I setting up a Websocket that receives market data from 33 pairs, process the data and insert it into a local mysql database.
what I've tried so far :
- Setting up the websocket works fine, then process the data on each new message function and insert it directly into the database --> problem was that with 33 pairs the websocket was stacking up the buffer with market data, and after a few minutes I would get a delay in the database of at least 10 seconds
- Then I tried processing the data through a thread : the on_message function would execute a thread that is simply putting the market data into an array, like below
datas=[]
def add_queue(symbol,t,a,b,r_n):
global datas
datas.append([symbol,t,a,b,r_n])
if json_msg['ev']=="C":
symbol=json_msg['p'].replace("/","-")
round_number=pairs_dict_new[symbol]
t = Thread(target=add_queue, args=(symbol,json_msg['t'],json_msg['a'],json_msg['b'],round_number,))
t.start()
and then another function, with a loop thread would pick it up to insert it into the database
def add_db():
global datas
try:
# db = mysql.connector.connect(
# host="104.168.157.164",
# user="bvnwurux_noe_dev",
# password="Tickprofile333",
# database="bvnwurux_tick_values"
# )
while True:
for x in datas:
database.add_db(x[0],x[1],x[2],x[3],x[4])
if x in datas:
datas.remove(x)
except KeyboardInterrupt:
print("program ending..")
t2 = Thread(target=add_db)
t2.start()
still giving a delay, and the threaded process wasn't actually using a lot of CPU but more of RAM and it just was even worse.

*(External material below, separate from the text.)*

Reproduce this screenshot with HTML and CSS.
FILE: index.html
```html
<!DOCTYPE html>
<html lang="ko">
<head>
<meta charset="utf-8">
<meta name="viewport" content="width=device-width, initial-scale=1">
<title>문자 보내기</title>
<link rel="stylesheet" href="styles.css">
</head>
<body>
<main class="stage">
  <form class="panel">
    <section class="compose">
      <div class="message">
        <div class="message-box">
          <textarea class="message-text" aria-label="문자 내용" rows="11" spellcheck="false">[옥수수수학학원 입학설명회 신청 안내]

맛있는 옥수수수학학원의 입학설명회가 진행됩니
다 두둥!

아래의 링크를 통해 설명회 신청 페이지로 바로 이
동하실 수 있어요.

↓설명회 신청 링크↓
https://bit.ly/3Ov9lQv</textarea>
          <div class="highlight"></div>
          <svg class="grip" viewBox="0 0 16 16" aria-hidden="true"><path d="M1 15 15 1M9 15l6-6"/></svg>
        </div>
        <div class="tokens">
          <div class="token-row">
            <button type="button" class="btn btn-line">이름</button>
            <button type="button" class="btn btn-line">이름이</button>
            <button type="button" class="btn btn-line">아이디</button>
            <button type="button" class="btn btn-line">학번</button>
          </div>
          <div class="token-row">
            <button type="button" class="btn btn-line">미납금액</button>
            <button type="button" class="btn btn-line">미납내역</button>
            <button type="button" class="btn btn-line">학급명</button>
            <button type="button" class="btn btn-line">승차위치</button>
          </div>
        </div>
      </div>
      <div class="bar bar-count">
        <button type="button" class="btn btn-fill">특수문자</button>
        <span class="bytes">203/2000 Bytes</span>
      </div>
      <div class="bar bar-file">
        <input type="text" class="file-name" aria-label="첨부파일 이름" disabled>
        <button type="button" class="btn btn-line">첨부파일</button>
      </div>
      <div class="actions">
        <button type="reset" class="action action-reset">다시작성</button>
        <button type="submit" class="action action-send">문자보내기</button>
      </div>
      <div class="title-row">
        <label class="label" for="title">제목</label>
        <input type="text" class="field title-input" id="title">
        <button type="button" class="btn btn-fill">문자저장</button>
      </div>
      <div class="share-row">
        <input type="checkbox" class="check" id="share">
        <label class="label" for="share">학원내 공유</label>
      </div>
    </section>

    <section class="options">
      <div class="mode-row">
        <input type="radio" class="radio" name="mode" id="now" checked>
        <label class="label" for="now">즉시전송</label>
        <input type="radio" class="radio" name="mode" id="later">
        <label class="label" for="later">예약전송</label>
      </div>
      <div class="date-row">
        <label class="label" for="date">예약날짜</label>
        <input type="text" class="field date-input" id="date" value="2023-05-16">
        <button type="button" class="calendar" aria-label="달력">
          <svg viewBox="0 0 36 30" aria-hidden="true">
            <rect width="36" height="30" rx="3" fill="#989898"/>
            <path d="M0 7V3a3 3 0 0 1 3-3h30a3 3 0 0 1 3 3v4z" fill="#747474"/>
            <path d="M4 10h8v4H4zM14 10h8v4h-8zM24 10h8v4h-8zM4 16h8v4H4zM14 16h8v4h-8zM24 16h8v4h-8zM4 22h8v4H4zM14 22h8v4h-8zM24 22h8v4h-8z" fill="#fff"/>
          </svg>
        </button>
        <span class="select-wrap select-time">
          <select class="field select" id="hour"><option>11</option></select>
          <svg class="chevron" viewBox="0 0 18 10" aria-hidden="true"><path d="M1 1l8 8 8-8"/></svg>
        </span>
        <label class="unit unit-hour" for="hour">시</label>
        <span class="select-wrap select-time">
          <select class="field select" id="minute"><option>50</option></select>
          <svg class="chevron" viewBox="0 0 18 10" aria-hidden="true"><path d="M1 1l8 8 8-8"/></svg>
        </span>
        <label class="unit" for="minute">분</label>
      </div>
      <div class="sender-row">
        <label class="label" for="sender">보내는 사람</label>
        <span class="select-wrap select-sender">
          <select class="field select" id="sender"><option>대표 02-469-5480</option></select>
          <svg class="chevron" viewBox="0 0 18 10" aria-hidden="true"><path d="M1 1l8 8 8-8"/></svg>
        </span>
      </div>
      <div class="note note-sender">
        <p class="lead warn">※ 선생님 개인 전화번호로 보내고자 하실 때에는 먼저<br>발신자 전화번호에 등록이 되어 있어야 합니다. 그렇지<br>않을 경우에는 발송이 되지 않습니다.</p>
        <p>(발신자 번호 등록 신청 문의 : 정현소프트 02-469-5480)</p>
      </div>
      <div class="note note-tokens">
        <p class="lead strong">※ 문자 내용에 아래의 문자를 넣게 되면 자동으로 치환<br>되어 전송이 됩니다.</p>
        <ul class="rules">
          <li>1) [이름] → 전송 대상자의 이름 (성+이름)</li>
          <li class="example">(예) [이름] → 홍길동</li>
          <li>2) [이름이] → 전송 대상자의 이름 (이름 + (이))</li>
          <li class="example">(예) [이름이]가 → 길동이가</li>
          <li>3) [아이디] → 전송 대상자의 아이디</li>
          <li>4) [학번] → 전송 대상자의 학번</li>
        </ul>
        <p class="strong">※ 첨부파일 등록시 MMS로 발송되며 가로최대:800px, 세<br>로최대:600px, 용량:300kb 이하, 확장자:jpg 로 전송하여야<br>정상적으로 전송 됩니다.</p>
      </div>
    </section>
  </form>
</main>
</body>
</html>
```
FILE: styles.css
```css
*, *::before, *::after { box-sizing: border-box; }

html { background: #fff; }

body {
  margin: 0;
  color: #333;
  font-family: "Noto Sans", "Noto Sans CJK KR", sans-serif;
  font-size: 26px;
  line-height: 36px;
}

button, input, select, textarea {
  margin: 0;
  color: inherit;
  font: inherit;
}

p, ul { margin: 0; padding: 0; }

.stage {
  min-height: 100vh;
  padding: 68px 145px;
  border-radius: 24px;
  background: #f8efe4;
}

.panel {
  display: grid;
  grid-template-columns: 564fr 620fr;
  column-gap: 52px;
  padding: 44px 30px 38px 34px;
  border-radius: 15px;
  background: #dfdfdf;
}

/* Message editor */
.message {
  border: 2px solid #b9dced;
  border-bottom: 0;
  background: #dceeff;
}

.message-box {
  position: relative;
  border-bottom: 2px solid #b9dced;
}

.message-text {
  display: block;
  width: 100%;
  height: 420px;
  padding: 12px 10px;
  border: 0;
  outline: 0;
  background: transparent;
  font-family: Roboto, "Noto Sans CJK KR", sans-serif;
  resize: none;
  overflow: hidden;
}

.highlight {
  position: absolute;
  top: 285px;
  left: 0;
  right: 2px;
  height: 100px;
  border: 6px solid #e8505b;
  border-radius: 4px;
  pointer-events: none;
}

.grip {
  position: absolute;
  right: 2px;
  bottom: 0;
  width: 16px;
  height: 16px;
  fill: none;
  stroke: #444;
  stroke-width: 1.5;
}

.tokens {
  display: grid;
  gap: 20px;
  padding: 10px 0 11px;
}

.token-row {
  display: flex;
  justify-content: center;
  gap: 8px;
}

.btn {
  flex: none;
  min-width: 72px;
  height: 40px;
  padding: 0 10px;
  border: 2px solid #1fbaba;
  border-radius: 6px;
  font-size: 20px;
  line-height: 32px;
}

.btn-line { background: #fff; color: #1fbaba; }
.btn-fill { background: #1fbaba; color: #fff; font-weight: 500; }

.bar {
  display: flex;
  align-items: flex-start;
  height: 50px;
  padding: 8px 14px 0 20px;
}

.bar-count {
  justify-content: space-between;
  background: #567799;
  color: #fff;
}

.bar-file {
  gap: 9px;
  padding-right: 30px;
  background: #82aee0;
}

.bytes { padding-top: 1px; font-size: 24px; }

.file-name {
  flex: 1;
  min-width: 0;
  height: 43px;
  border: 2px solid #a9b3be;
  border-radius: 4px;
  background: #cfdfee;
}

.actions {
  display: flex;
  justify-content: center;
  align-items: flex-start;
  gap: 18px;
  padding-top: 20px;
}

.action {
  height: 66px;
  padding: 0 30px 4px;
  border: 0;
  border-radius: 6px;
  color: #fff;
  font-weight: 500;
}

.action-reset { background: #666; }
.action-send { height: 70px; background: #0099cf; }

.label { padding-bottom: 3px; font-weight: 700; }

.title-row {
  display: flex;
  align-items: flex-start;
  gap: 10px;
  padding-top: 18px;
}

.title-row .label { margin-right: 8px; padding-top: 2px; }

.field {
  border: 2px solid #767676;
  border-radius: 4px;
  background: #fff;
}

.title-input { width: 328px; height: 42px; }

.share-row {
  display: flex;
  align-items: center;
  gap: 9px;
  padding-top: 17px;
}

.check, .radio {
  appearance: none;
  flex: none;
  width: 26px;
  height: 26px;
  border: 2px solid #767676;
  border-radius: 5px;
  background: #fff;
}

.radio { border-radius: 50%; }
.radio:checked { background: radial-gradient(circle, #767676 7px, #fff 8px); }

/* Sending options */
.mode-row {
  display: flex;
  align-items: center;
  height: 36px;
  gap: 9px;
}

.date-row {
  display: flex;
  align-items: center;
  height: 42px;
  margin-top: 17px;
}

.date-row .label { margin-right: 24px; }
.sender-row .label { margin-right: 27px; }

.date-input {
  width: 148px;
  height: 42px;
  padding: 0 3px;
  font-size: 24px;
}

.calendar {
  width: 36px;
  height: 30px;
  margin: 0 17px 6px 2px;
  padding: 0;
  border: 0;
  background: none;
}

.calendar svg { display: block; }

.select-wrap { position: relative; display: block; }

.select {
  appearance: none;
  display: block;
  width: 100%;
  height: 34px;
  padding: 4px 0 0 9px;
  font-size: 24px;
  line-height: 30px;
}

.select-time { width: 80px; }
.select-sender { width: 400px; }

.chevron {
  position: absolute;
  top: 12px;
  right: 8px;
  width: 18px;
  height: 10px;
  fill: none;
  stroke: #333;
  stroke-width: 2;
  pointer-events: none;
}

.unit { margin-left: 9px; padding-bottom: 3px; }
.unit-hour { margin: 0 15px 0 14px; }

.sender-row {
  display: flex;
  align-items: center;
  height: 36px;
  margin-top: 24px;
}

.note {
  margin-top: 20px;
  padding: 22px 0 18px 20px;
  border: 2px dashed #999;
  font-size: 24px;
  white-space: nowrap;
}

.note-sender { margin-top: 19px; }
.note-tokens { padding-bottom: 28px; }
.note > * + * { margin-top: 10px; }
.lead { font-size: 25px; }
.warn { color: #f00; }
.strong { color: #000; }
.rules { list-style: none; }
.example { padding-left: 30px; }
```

- instead of using a websocket with a thread, I tried simple webrequests to the API call, so with 1 thread per symbol, it would loop through a webrequest and in everythread send it to the database. my issues here were that mysql connections don't like threads (sometimes they would make a request with the same connection at the same time and crash) or it would still be delayed by the time to process the code, even without buffer. the code was taking too long to process the answered request that it couldnt keep it under 10s of delay.

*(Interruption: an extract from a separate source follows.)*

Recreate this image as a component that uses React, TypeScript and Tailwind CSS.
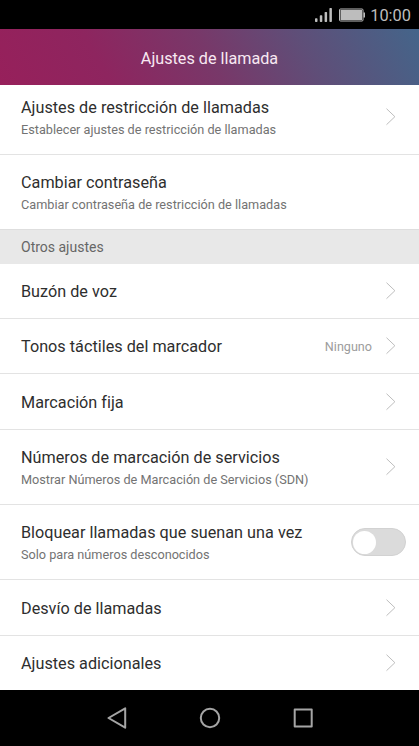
import React from 'react';

type RowProps = {
  title: string;
  subtitle?: string;
  value?: string;
  toggle?: boolean;
  chevron?: boolean;
  className: string;
};

function Chevron() {
  return (
    <svg className="h-[18px] w-[10px] shrink-0" viewBox="0 0 10 18" fill="none" stroke="#bdbdbd" strokeWidth="1">
      <path d="M.5 .7 8.9 8.7 .5 16.7" />
    </svg>
  );
}

function Row({ title, subtitle, value, toggle, chevron = true, className }: RowProps) {
  return (
    <div className={`flex shrink-0 items-center border-[#e3e3e3] pl-[21px] ${toggle ? 'pr-[13px]' : 'pr-[23px]'} ${className}`}>
      <div className={`flex-1 whitespace-nowrap ${subtitle ? 'pt-[3px]' : 'pt-[2px]'}`}>
        <div className="text-[16.2px] leading-[22px] tracking-[0.02px] text-[#2e2e2e]">{title}</div>
        {subtitle && <div className="text-[12.7px] leading-[21px] text-[#737373]">{subtitle}</div>}
      </div>
      {value && <span className="mr-[14px] pt-[2px] text-[12.6px] text-[#9c9c9c]">{value}</span>}
      {toggle ? (
        <button
          role="switch"
          aria-checked="false"
          className="flex h-7 w-[55px] items-center rounded-full border border-[#d2d2d2] bg-[#dbdbdb] pl-px"
        >
          <span className="size-[23px] rounded-full bg-white" />
        </button>
      ) : (
        chevron && <Chevron />
      )}
    </div>
  );
}

export default function App() {
  return (
    <div className="flex h-[746px] w-[419px] flex-col overflow-hidden bg-white font-['Roboto',sans-serif]">
      <div className="flex h-[29px] shrink-0 items-center justify-end bg-black pr-[8px] text-[#bdbdbd]">
        <svg className="mr-[6px] h-[16px] w-[18px]" viewBox="0 0 18 16" fill="#bdbdbd">
          <rect x="1" y="11.2" width="2.5" height="3.8" rx=".7" />
          <rect x="5.8" y="8.3" width="2.5" height="6.7" rx=".7" />
          <rect x="10.6" y="5" width="2.5" height="10" rx=".7" />
          <rect x="15.4" y="1" width="2.5" height="14" rx=".7" />
        </svg>
        <svg className="mr-[5px] h-[14px] w-[27px]" viewBox="0 0 27 14" fill="#bdbdbd">
          <rect x="1.5" y="1" width="23.5" height="12" rx="1" fill="none" stroke="#bdbdbd" />
          <rect x="2.5" y="2" width="21.5" height="10" />
          <rect x="25.5" y="4.5" width="1.5" height="5" />
        </svg>
        <span className="pt-[2px] text-[16.4px] leading-[27px]">10:00</span>
      </div>
      <header className="flex h-14 shrink-0 items-center justify-center bg-[linear-gradient(60deg,#97205b_0%,#8e255f_25%,#783869_50%,#5f4e78_72%,#44658a_100%)] pt-[4px] text-[16.2px] text-[#f8e8f2]">
        Ajustes de llamada
      </header>
      <main className="flex flex-col">
        <Row className="h-[70px] border-b pb-[6px]" title="Ajustes de restricción de llamadas" subtitle="Establecer ajustes de restricción de llamadas" />
        <Row className="h-[74px]" title="Cambiar contraseña" subtitle="Cambiar contraseña de restricción de llamadas" chevron={false} />
        <h2 className="flex h-[35px] shrink-0 items-center border-t border-[#dedede] bg-[#e8e8e8] pl-[21px] text-[14px] text-[#666]">Otros ajustes</h2>
        <Row className="h-[55px] border-b" title="Buzón de voz" />
        <Row className="h-[55px] border-b" title="Tonos táctiles del marcador" value="Ninguno" />
        <Row className="h-[56px] border-b" title="Marcación fija" />
        <Row className="h-[75px] border-b" title="Números de marcación de servicios" subtitle="Mostrar Números de Marcación de Servicios (SDN)" />
        <Row className="h-[75px] border-b" title="Bloquear llamadas que suenan una vez" subtitle="Solo para números desconocidos" toggle />
        <Row className="h-[56px] border-b" title="Desvío de llamadas" />
        <Row className="h-[54px]" title="Ajustes adicionales" />
      </main>
      <nav className="flex h-14 shrink-0 items-center bg-black pl-[107px]">
        <svg className="h-[22px] w-[206px]" viewBox="0 0 206 22" fill="none" stroke="#a5a5a5" strokeWidth="2" strokeLinejoin="round">
          <path d="M1.5 11 18.2 1.3V20.7Z" />
          <circle cx="103" cy="11" r="9.2" />
          <rect x="187.7" y="2.5" width="17" height="17" />
        </svg>
      </nav>
    </div>
  );
}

Here is a little example of the basic code I used to get the data.
pairs={'AUDCAD':5,'AUDCHF':5,'AUDJPY':3,'AUDNZD':5,'AUDSGD':2,'AUDUSD':5,'CADCHF':5,'CADJPY':3,'CHFJPY':3,'EURAUD':5,'EURCAD':5,'EURCHF':5,'EURGBP':5,'EURJPY':3,'EURNZD':5,'EURSGD':5,'EURUSD':5,'GBPAUD':5,'GBPCAD':5,'GBPCHF':5,'GBPJPY':3,'GBPNZD':5,'GBPSGD':5,'GBPUSD':5,'NZDCAD':5,'NZDCHF':5,'NZDJPY':3,'NZDUSD':5,'USDCAD':5,'USDCHF':5,'USDJPY':3,'USDSGD':5,'SGDJPY':3}
def on_open(ws):
print("Opened connection")
ws.send('{"action":"auth","params":"<API KEY>"}') #connecting with secret api key
def on_message(ws, message):
print("msg",message)
json_msg = json.loads(message)[0]
if json_msg['status'] == "auth_success": # successfully authenticated
r = ws.send('{"action":"subscribe","params":"C.*"}') # subscribing to currencies
print("should subscribe to " + pairs)
#once the websocket is connected to all the pairs, process the data
--> process json_msg
if __name__ == "__main__":
# websocket.enableTrace(True) # just to show all the requests made (debug mode)

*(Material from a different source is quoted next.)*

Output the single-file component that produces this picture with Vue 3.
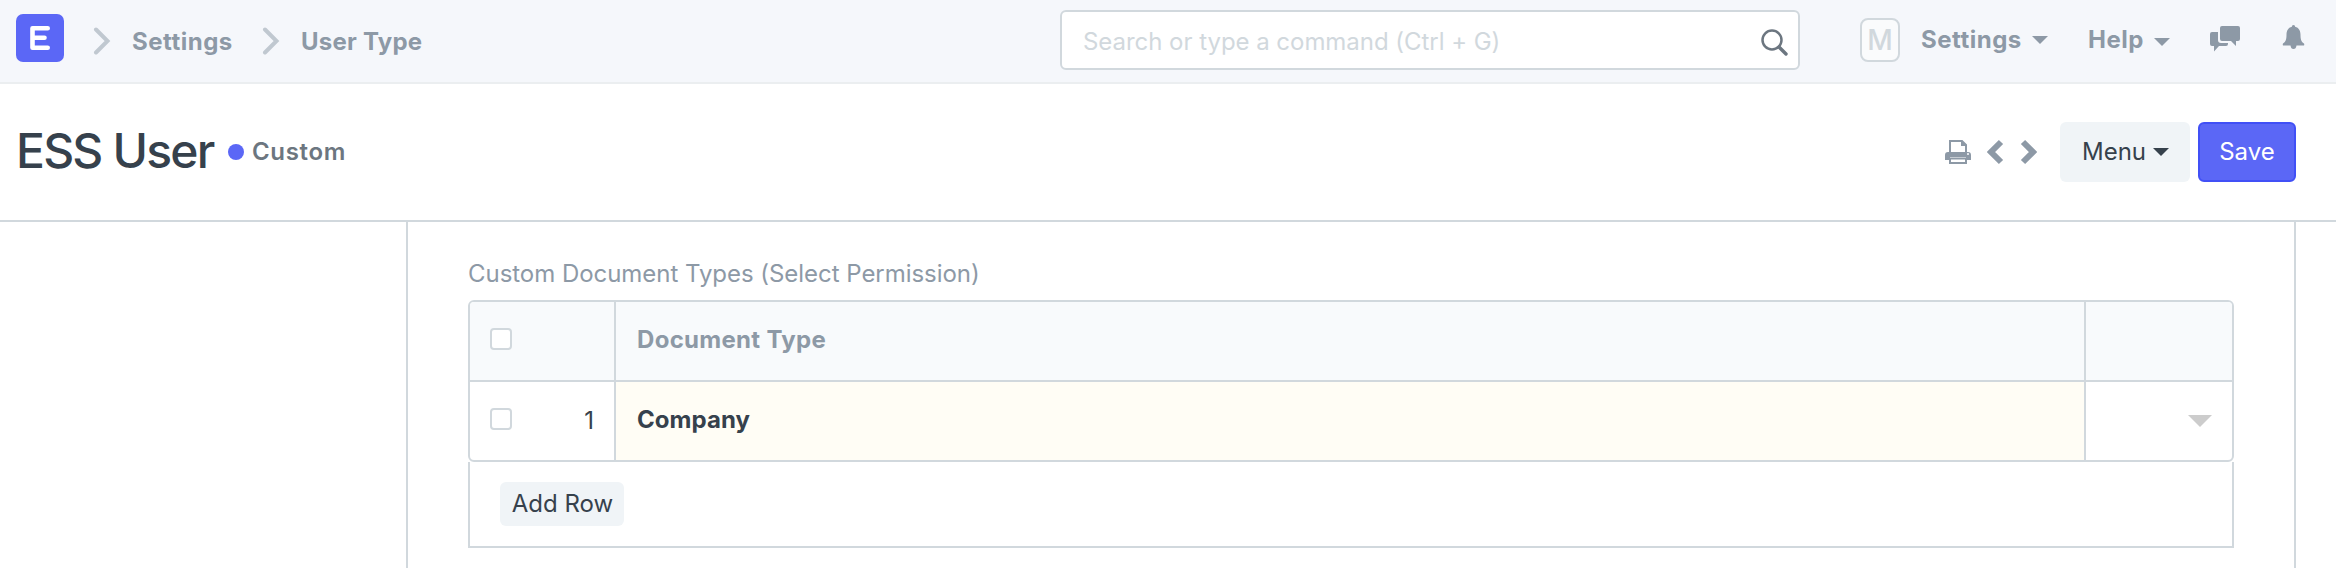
<script setup>
const crumbs = ['Settings', 'User Type']
const rows = [{ idx: 1, name: 'Company' }]
</script>

<template>
  <div class="page">
    <nav class="navbar">
      <svg class="logo" viewBox="0 0 48 48"><rect width="48" height="48" rx="7" fill="#5b67f6" /><path d="M31.700 14.200H16.500V33.800H31.700M17 23.800H28.500" fill="none" stroke="#fff" stroke-width="4.600" stroke-linecap="round" stroke-linejoin="round" /></svg>
      <div v-for="(c, i) in crumbs" :key="c" class="crumb">
        <svg class="sep" viewBox="0 0 18 28"><path d="M3 2.500L14.500 14L3 25.500" fill="none" stroke="#c0c8d0" stroke-width="4" stroke-linecap="round" /></svg>
        <a :class="{ first: i === 0 }">{{ c }}</a>
      </div>
      <div class="search">
        <span>Search or type a command (Ctrl + G)</span>
        <svg viewBox="0 0 28 28"><circle cx="11" cy="11" r="9.500" fill="none" stroke="#6c7680" stroke-width="2.500" /><path d="M18 18L25 25" stroke="#6c7680" stroke-width="3.400" stroke-linecap="round" /></svg>
      </div>
      <div class="avatar">M</div>
      <div class="navitem settings">Settings<i class="caret"></i></div>
      <div class="navitem help">Help<i class="caret"></i></div>
      <svg class="comments" viewBox="0 0 30 26" fill="#8d99a6"><path d="M12 0H28Q30 0 30 2V13Q30 15 28 15H26V20L21 15H12Q10 15 10 13V2Q10 0 12 0Z" /><path d="M2 6H8V14Q8 17 11 17H18V18Q18 20 16 20H9L4 25.500V20H2Q0 20 0 18V8Q0 6 2 6Z" /></svg>
      <svg class="bell" viewBox="0 0 22 25" fill="#8d99a6"><path d="M11 0C12 0 12.600.8 12.600 1.700C16.500 2.600 18 6 18 9.500C18 14 18.500 16.500 21.500 18.500Q22 19.500 21.500 20.500H14Q13.500 24 11 24Q8.500 24 8 20.500H.5Q0 19.500.5 18.500C3.500 16.500 4 14 4 9.500C4 6 5.500 2.600 9.400 1.700C9.400.8 10 0 11 0Z" /></svg>
    </nav>

    <header class="head">
      <h1>ESS User</h1>
      <span class="dot"></span>
      <span class="status">Custom</span>
      <div class="actions">
        <svg class="print" viewBox="0 0 26 24"><path d="M5 13V1H17L21 5V13" fill="none" stroke="#8d99a6" stroke-width="2" /><path d="M16 1V6H21V5L17 1Z" fill="#8d99a6" /><path d="M3 12H23Q26 12 26 15V20H21V17H5V20H0V15Q0 12 3 12Z" fill="#8d99a6" /><path d="M5 18.500H21V23H5Z" fill="#fff" stroke="#8d99a6" stroke-width="2" /><circle cx="23" cy="14" r="1" fill="#fff" /></svg>
        <svg class="prev" viewBox="0 0 17 26"><path d="M14 3L4 13L14 23" fill="none" stroke="#8d99a6" stroke-width="6" /></svg>
        <svg class="next" viewBox="0 0 17 26"><path d="M3 3L13 13L3 23" fill="none" stroke="#8d99a6" stroke-width="6" /></svg>
        <button class="menu">Menu<i class="caret"></i></button>
        <button class="save">Save</button>
      </div>
    </header>

    <main class="body">
      <section class="form">
        <label>Custom Document Types (Select Permission)</label>
        <div class="grid">
          <div class="row heading">
            <div class="idx"><span class="check"></span></div>
            <div class="cell">Document Type</div>
            <div class="end"></div>
          </div>
          <div v-for="r in rows" :key="r.idx" class="row">
            <div class="idx"><span class="check"></span><span class="num">{{ r.idx }}</span></div>
            <div class="cell value">{{ r.name }}</div>
            <div class="end"><i class="open"></i></div>
          </div>
        </div>
        <div class="footer"><button class="add">Add Row</button></div>
      </section>
    </main>
  </div>
</template>

<style scoped>
* { box-sizing: border-box; }
.page { width: 2336px; height: 568px; overflow: hidden; background: #fff; font: 400 24px/34px Inter, sans-serif; color: #36414c; display: flex; flex-direction: column; }
svg { display: block; flex: none; }
button { font: inherit; color: inherit; border: 0; padding: 0; display: flex; align-items: center; justify-content: center; }
.navbar { height: 84px; flex: none; background: #f5f7fb; border-bottom: 2px solid #ebeef0; display: flex; align-items: flex-start; padding-left: 16px; color: #8d99a6; font-weight: 700; }
.logo { width: 48px; height: 48px; margin-top: 14px; }
.crumb { display: flex; margin-top: 25px; }
.crumb a { width: 120px; white-space: nowrap; letter-spacing: 0.25px; }
.crumb a.first { width: 119px; letter-spacing: 0.5px; }
.crumb + .crumb { margin-left: 10px; }
.sep { width: 18px; height: 28px; margin: 2px 21px 0 29px; }
.crumb + .crumb .sep { margin-left: 1px; }
.search { margin: 10px 0 0 auto; width: 740px; height: 60px; border: 2px solid #d1d8dd; border-radius: 6px; background: #fff; color: #d1d8dd; font-weight: 400; letter-spacing: -0.04px; display: flex; justify-content: space-between; padding: 13px 9px 0 21px; }
.search svg { width: 28px; height: 28px; margin-top: 4px; }
.avatar { margin: 18px 0 0 60px; width: 40px; height: 44px; border: 2px solid #d1d8dd; border-radius: 8px; background: #fafbfc; color: #d1d8dd; font-weight: 500; font-size: 28px; line-height: 41px; text-align: center; }
.navitem { margin-top: 23px; display: flex; white-space: nowrap; letter-spacing: 0.5px; }
.settings { margin-left: 21px; width: 167px; }
.help { width: 122px; }
.caret { width: 0; height: 0; border: 8px solid transparent; border-top-color: currentColor; border-bottom: 0; margin: 13px 0 0 10px; }
.help .caret { margin-top: 15px; }
.comments { width: 30px; height: 26px; margin-top: 26px; }
.bell { width: 23px; height: 25px; margin: 25px 31px 0 42px; }
.head { height: 138px; flex: none; border-bottom: 2px solid #d1d8dd; display: flex; align-items: center; padding: 0 40px 0 16px; }
h1 { margin: 0 0 2px; font-size: 48px; line-height: 60px; font-weight: 500; letter-spacing: -1.8px; width: 212px; white-space: nowrap; }
.dot { width: 16px; height: 16px; border-radius: 50%; background: #5b67f6; }
.status { margin-left: 8px; font-weight: 600; letter-spacing: 0.65px; color: #6c7680; }
.actions { margin-left: auto; display: flex; align-items: center; }
.print { width: 26px; height: 24px; }
.prev { width: 17px; height: 26px; margin-left: 16px; }
.next { width: 17px; height: 26px; margin: 0 23px 0 16px; }
.menu { width: 130px; height: 60px; border-radius: 6px; background: #f0f4f7; margin-right: 8px; }
.menu .caret { margin: 0 0 0 7px; }
.menu { padding-left: 1px; }
.save { width: 98px; height: 60px; border-radius: 6px; background: #5b67f6; border: 2px solid #4150f6; color: #fff; }
.body { flex: 1; padding: 0 40px 0 406px; display: flex; }
.form { flex: 1; border: solid #d1d8dd; border-width: 0 2px; padding: 35px 60px 0; }
label { display: block; height: 43px; line-height: 34px; color: #8d99a6; letter-spacing: -0.04px; }
.grid { border: 2px solid #d1d8dd; border-radius: 6px; overflow: hidden; }
.row { height: 78px; display: grid; grid-template-columns: 146px 1fr 146px; }
.row + .row { height: 80px; border-top: 2px solid #d1d8dd; }
.heading { background: #f8fafc; color: #8d99a6; font-weight: 700; letter-spacing: 0.3px; }
.idx { display: flex; align-items: center; justify-content: space-between; border-right: 2px solid #d1d8dd; padding: 0 20px 0 20px; }
.check { width: 22px; height: 22px; border: 2px solid #d1d8dd; border-radius: 4px; margin-bottom: 4px; background: #fff; }
.num { margin-bottom: 1px; }
.cell { padding: 21px; border-right: 2px solid #d1d8dd; }
.value { background: #fffdf5; font-weight: 700; letter-spacing: 0.05px; }
.end { display: flex; align-items: center; justify-content: flex-end; padding-right: 20px; }
.open { border: 12px solid transparent; border-top-color: #ccc; border-bottom: 0; }
.footer { height: 86px; border: 2px solid #d1d8dd; border-top: 0; padding: 20px 30px; }
.add { width: 124px; height: 44px; border-radius: 6px; background: #f0f4f7; padding-left: 1px; }
</style>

ws = websocket.WebSocketApp("wss://socket.polygon.io/forex",
on_open=on_open,
on_message=on_message)
ws.run_forever(dispatcher=rel) # Set dispatcher to automatic reconnection
rel.signal(2, rel.abort) # Keyboard Interrupt
rel.dispatch()
- method I tried multiprocess, but this was on the other crashing my server because it would use 100% CPU, and then the requests made on the apache server would not reach or take a long time loading. Its really a balance problem
I'm using an ubuntu server with 32CPUS, based in london and the API polygon is based in NYC. I also tried with 4 CPUS in seattle to NYC, but still no luck.
Even with 4 pairs and 32CPUS , it would eventually reach 10s delay. I think this is more of a code structure problem.